▶ **Provided information**
☆ ☆ ☆

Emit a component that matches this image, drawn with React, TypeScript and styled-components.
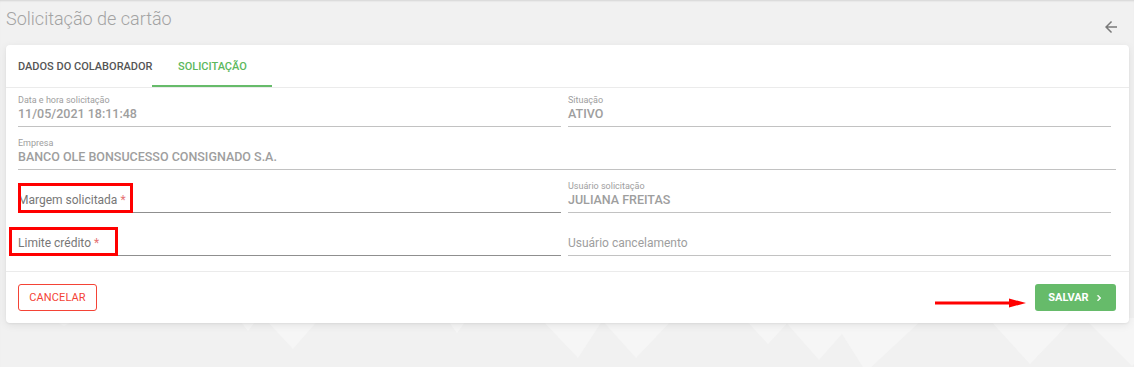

☆ ☆ ☆

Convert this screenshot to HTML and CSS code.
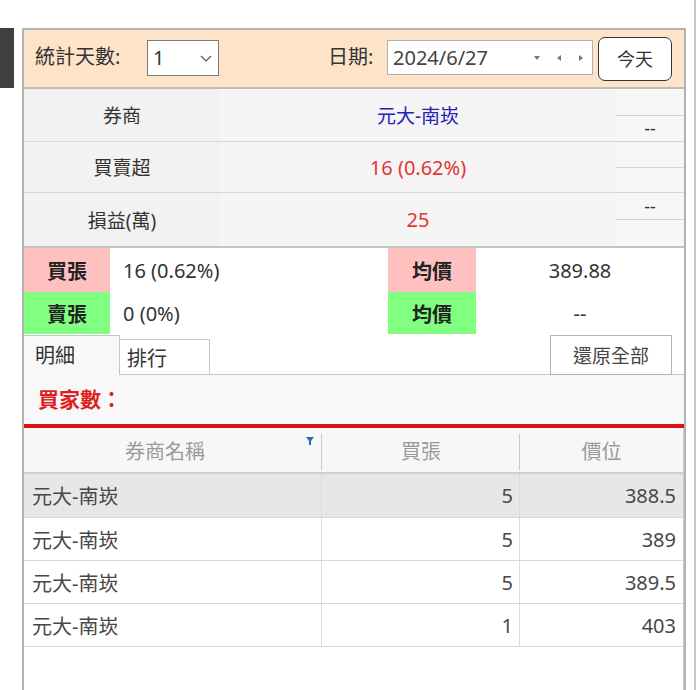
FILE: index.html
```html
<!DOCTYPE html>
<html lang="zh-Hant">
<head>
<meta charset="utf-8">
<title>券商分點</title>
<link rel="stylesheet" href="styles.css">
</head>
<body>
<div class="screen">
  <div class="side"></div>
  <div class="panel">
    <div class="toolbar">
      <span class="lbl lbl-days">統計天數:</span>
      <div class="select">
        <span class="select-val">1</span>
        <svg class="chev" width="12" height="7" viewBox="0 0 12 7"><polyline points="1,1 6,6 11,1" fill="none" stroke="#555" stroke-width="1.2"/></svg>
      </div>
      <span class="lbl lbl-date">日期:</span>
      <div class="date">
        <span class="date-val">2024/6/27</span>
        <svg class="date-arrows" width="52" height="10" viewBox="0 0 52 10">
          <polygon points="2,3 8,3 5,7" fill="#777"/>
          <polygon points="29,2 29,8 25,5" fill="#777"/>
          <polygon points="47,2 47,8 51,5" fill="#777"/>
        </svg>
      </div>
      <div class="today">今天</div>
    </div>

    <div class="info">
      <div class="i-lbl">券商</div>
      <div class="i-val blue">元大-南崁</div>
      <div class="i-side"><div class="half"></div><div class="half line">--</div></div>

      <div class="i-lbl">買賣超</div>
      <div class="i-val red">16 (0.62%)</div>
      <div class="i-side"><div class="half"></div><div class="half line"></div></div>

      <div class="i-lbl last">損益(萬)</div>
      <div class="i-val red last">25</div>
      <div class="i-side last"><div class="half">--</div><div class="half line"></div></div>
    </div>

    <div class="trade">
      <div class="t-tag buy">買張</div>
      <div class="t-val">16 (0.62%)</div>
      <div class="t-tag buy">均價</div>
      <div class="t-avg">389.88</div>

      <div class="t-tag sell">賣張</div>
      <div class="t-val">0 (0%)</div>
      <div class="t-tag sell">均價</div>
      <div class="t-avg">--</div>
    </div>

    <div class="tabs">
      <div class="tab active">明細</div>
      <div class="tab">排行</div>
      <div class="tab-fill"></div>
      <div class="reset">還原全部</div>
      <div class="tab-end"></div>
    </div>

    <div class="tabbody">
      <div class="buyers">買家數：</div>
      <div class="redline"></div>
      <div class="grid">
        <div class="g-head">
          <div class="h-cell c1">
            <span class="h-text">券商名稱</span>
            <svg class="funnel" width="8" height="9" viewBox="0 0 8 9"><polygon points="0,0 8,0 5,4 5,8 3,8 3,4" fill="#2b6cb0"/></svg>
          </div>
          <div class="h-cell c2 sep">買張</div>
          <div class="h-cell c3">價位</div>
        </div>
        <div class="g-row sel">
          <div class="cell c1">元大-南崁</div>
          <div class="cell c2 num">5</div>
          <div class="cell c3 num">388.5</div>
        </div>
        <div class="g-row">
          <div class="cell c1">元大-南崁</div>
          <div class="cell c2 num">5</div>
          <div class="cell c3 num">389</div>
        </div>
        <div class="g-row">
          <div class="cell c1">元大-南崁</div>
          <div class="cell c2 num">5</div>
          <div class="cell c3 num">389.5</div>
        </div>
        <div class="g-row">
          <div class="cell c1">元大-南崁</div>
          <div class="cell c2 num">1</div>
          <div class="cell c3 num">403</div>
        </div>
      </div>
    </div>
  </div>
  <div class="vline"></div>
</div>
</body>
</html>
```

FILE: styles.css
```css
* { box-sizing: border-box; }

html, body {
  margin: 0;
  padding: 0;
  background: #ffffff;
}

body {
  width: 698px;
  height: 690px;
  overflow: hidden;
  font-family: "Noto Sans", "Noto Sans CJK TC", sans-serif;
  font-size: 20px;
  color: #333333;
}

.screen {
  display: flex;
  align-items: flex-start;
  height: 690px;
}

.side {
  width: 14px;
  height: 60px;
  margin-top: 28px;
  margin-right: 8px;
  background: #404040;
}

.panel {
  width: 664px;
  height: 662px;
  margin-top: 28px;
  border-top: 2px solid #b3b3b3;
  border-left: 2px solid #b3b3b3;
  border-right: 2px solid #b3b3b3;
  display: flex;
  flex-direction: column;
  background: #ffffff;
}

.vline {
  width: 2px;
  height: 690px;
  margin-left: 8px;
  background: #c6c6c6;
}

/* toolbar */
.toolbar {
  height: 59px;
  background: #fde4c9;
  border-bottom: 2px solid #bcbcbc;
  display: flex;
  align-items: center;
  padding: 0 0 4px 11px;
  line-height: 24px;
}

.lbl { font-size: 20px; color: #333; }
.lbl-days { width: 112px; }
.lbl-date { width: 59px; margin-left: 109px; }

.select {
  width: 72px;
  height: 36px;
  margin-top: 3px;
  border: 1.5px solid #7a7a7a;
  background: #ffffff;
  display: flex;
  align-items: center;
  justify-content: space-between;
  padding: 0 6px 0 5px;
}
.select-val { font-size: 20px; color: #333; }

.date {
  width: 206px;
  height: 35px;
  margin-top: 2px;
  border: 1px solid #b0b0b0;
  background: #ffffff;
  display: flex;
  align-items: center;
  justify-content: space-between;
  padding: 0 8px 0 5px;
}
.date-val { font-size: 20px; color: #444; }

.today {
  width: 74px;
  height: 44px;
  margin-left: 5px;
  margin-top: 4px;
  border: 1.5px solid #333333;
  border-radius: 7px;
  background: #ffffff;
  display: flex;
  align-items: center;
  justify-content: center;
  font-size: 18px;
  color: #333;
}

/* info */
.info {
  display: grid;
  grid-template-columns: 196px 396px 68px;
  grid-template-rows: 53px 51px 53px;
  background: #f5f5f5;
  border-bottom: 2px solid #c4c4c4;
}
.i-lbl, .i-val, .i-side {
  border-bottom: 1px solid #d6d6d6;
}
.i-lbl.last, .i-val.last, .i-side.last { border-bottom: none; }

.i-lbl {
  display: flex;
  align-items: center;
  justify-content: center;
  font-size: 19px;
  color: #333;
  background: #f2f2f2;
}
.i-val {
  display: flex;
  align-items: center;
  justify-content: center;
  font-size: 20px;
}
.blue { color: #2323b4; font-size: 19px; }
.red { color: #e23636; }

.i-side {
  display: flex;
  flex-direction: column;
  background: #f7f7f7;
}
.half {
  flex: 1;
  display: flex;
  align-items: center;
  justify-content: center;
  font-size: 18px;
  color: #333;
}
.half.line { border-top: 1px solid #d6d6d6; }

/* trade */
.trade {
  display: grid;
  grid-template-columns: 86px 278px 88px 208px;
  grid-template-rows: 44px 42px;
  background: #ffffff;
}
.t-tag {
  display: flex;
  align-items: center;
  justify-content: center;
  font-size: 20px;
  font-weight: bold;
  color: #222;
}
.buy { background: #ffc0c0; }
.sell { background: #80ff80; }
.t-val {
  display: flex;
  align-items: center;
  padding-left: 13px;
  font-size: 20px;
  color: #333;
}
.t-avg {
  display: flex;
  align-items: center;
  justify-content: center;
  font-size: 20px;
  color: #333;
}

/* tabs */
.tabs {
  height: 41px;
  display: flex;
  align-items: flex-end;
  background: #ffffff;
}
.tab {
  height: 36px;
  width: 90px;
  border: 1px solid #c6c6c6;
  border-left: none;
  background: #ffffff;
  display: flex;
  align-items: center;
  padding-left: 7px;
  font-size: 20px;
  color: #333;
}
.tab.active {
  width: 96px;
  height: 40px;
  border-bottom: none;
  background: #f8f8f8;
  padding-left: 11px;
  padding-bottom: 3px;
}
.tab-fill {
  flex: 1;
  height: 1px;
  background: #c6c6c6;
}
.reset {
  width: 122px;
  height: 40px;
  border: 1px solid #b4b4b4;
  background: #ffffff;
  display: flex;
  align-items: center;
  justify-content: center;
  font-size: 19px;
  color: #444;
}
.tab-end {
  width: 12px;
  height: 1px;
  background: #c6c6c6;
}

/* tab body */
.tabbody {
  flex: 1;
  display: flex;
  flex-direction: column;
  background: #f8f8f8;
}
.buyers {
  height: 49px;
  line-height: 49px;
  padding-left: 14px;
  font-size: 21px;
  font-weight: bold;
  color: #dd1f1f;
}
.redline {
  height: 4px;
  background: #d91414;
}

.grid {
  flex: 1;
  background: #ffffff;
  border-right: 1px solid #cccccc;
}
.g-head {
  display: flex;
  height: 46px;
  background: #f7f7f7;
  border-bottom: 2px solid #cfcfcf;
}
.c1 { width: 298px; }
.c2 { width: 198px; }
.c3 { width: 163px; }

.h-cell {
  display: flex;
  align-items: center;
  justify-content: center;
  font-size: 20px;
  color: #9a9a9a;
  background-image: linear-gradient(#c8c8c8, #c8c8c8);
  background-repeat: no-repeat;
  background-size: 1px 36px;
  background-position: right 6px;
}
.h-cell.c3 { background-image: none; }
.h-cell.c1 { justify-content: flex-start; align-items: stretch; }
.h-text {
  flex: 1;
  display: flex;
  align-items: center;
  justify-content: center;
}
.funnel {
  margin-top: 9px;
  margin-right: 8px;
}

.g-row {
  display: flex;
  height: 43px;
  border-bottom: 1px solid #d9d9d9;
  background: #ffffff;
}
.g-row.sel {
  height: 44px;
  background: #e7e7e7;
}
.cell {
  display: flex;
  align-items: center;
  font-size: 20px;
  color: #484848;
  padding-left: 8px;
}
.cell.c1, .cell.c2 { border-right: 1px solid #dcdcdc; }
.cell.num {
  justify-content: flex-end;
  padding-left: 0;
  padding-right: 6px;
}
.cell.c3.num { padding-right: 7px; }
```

☆ ☆ ☆

▶ **What you are asked to do**
Copy all lines of the listing above that contain the string "image".

▶ **Answer below**
Emit a component that matches this image, drawn with React, TypeScript and styled-components.
  background-image: linear-gradient(#c8c8c8, #c8c8c8);
.h-cell.c3 { background-image: none; }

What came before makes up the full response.